**Task requirements**
Reproduce precisely the lines between the start of the data below and the line with "const pct = v", both included.

**Information provided**
↓
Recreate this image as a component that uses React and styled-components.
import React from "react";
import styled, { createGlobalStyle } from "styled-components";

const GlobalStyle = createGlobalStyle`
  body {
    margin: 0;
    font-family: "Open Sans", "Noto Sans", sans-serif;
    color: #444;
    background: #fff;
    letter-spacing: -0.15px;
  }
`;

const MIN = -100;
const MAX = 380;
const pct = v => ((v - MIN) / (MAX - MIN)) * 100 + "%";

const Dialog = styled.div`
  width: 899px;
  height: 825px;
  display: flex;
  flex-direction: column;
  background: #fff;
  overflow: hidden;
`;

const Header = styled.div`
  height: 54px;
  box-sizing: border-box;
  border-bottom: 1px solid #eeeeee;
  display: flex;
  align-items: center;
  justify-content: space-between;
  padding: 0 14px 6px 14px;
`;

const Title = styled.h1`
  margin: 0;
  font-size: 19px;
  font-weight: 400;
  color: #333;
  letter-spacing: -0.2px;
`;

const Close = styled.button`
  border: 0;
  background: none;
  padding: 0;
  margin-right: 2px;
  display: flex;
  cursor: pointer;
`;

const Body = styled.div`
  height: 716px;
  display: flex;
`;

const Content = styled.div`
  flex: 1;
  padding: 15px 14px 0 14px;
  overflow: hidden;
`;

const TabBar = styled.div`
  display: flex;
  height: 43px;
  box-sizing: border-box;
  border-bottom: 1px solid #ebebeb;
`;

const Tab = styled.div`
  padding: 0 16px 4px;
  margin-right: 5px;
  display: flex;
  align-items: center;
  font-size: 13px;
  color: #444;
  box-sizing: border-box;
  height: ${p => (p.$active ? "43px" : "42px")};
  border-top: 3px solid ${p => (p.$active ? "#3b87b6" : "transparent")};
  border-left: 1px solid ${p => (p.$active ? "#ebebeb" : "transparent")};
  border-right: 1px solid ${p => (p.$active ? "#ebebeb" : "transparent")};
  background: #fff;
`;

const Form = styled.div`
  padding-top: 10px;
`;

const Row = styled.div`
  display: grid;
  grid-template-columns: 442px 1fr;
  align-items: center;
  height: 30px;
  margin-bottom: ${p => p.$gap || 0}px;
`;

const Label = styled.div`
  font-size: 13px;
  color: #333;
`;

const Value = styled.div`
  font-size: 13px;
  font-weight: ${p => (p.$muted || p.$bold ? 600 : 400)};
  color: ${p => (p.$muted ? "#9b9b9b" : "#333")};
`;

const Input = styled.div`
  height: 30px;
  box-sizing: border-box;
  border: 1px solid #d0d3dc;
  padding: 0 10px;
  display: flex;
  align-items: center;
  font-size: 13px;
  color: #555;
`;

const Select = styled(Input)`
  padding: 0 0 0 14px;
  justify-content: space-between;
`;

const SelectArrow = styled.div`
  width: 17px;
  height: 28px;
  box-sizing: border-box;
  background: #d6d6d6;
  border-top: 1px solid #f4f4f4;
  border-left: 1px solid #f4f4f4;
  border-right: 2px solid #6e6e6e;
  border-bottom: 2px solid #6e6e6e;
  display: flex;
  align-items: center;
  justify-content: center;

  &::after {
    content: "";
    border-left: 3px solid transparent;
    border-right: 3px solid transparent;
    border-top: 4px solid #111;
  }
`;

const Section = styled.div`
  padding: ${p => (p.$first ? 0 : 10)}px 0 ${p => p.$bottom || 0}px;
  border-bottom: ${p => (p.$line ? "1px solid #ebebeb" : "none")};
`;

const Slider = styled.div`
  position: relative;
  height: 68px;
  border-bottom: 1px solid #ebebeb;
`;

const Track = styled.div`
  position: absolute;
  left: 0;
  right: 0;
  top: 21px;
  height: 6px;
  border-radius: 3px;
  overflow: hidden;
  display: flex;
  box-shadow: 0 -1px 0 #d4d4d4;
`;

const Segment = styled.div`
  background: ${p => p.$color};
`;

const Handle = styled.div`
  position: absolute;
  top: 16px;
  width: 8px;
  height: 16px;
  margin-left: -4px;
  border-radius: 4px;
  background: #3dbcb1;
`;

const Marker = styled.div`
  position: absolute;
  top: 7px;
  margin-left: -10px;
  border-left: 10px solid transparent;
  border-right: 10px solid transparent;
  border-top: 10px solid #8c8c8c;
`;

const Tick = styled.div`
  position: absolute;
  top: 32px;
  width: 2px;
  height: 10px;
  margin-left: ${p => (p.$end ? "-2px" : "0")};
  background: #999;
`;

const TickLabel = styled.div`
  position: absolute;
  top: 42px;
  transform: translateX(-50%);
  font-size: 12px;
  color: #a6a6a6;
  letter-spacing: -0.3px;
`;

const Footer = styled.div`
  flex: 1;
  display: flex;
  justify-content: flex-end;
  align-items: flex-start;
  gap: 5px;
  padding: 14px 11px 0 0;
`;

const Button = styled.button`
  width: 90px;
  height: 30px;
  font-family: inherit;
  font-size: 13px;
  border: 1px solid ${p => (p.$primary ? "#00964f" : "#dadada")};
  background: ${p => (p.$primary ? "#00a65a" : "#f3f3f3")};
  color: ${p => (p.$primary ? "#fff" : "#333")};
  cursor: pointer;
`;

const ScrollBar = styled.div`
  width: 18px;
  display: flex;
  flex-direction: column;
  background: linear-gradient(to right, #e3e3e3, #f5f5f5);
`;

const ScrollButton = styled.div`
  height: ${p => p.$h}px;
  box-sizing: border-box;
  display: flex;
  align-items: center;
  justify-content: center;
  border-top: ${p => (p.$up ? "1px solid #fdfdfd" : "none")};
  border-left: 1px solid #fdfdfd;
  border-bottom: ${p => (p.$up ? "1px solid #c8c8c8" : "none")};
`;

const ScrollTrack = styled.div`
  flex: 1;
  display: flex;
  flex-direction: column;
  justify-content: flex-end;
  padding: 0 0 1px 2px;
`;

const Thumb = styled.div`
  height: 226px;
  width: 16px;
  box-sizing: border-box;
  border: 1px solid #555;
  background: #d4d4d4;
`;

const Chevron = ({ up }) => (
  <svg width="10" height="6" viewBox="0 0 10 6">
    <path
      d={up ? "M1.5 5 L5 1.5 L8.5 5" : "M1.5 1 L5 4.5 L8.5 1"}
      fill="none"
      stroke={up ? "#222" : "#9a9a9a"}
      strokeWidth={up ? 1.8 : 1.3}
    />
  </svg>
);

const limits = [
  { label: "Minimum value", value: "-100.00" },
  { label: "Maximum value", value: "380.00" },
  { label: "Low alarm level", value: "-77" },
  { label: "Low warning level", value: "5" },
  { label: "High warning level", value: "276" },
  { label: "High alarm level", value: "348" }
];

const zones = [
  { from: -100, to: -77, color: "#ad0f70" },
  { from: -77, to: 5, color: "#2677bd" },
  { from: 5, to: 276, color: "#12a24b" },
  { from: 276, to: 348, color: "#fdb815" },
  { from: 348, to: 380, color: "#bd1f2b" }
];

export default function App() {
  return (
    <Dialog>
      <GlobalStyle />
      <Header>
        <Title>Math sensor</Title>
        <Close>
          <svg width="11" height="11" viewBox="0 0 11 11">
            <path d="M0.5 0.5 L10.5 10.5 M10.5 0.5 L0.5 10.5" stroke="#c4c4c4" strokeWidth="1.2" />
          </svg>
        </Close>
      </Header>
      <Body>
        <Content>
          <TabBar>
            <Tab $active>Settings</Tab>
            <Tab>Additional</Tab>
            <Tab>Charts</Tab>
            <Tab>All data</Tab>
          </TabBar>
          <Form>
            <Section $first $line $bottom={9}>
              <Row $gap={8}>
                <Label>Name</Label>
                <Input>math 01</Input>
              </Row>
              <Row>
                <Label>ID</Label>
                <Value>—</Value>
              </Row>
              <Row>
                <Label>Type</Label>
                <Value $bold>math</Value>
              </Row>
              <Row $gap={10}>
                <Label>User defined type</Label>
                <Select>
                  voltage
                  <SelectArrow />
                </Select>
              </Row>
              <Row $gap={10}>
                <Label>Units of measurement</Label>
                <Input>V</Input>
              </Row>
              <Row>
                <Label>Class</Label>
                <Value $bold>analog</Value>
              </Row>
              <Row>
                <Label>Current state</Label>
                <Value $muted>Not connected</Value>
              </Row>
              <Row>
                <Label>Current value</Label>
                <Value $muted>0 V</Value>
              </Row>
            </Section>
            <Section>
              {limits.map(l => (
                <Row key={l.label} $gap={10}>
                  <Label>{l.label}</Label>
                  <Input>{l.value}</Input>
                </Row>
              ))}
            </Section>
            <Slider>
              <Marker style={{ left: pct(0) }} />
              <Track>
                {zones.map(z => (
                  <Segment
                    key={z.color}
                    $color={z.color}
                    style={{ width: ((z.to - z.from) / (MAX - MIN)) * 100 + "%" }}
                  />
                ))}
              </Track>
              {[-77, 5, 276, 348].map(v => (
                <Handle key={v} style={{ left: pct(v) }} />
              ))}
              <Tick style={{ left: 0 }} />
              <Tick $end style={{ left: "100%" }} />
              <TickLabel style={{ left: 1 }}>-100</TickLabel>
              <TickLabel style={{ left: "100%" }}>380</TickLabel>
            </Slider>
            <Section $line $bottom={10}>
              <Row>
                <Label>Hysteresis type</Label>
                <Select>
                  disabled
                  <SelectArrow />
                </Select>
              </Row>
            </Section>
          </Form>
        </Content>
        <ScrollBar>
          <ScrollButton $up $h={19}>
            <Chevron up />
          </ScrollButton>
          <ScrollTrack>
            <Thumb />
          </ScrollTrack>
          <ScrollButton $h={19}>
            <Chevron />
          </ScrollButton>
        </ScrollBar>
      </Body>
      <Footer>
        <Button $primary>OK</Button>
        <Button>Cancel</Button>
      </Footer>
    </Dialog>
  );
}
↑
**Problem solution**
Recreate this image as a component that uses React and styled-components.
import React from "react";
import styled, { createGlobalStyle } from "styled-components";

const GlobalStyle = createGlobalStyle`
  body {
    margin: 0;
    font-family: "Open Sans", "Noto Sans", sans-serif;
    color: #444;
    background: #fff;
    letter-spacing: -0.15px;
  }
`;

const MIN = -100;
const MAX = 380;
const pct = v => ((v - MIN) / (MAX - MIN)) * 100 + "%";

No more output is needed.